Director Bong Joon-ho turns conventional themes of predestination and socio-economic disparity on their side. Where many political films express economic dichotomy vertically as a bottom to top comparison–think Metropolis or last year’s Elysium Snowpiercer portrays this horizontally as a group of rebels push forward from the tail to the engine.

In 2014, after evasive tactics to fight climate change provoked an unanticipated ice age, the last surviving humans inhabit the Snowpiercer, a massive, world-traversing, self-sustaining train that plows through snow banks with relative ease. The poor inhabit the “tail,” the very last car, which is a slum consisting of close living quarters, where residents eat rectangular blocks of protein. The upper-class have a series of cars for food production, classrooms, and various lounges. Slum resident Curtis (Chris Evans) is rounding up interest to launch another revolt based on the hunch that the soldiers may have run out of bullets after the previous revolt, but his reluctance to lead continuously dissipates the lower-classes’ interest in rising up.
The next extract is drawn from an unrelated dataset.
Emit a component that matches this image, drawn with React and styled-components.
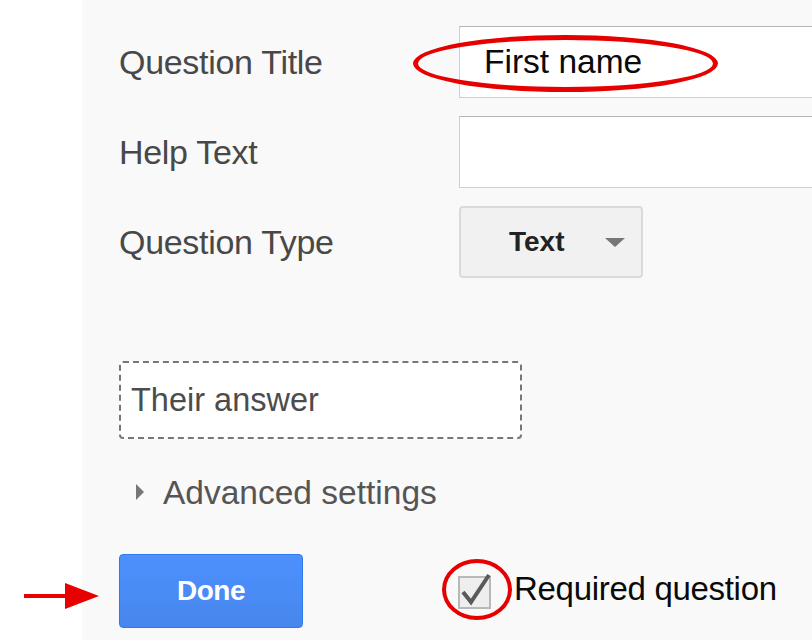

With the rise of fantasy-based science fiction films flooding theaters in the last decade or so, Snowpiercer could look just like any other film. It closely follows the hero’s journey, with clearly defined archetypes and unmistakable stages. Even the film’s themes are predictable and expressed in a conventional fashion with a rhythmic pacing featuring the appropriate crests and troughs. When all that is placed aside, Snowpiercer is a fascinating film whose setting is wholly original as the last living beings battle for economic worthiness on a self-sustaining vessel.

While the film seems like it might be a straight-shooting, gritty science fiction action-thriller with no sense of humor, there’s a healthy amount of homages, references, and parody that accentuate the sharp but subversive idealism. Gilliam (John Hurt) plays an elderly oracle with wisdom and guidance for the oppressed. This character evokes the influential director Terry Gilliam, whose influential science fiction films were filled with imagination and fantasy, but also featured gritty and hyper-realist sets, bordering on steam punk aesthetics. It’s not only references such as Gilliam that make Snowpiercer so smart and sharp, but Tilda Swinton as Mason, a megaphone shouting dictator with protruding teeth whose looks are not far off from the late Kim Jong-il.

What is socio-economics without violence and drugs? Snowpiercer has both. Except guns are often times rendered meaningless with the rumor of a scarcity of bullets, a concept that reminds me of some insightful inferences on gun control from Chris Rock. The sole drug on board the train is Kronol, a hallucinogen that the rebels use to coerce the addicted Namgoong Minsu, the train’s original door engineer, to open each door of the train. The drug also doubles as an explosive, which in most cases would be all too convenient of a plot device: however, with the aforementioned parodistic aspects in place, the explosive nature of Kronol complements the referential nature of the film.

Director Bong Joon-ho is mostly known for his nearly dozen South Korean smash-hits such as The Host (2006) and Mother (2009). Joon Ho along with several other South Korean directors are part of a South Korean wave that has swept through American film production in the last couple of years. I wrote about this wave in an essay from last year, where films like The Last Stand and Stoker were strong debuts for these South Korean filmmakers to infiltrate Hollywood.

Snowpiercer has only landed on American shores quite some time after its international release, as a dispute between Bong and The Weinstein Company has kept Bong’s artistic interests suppressed. Although anyone with elementary internet research skills would have seen that train wreck coming from far away. With the dispute now placated, the theatrical version of Snowpiercer in America is a strong, smart, and effective hard science fiction film with recognizable tropes in a fresh setting.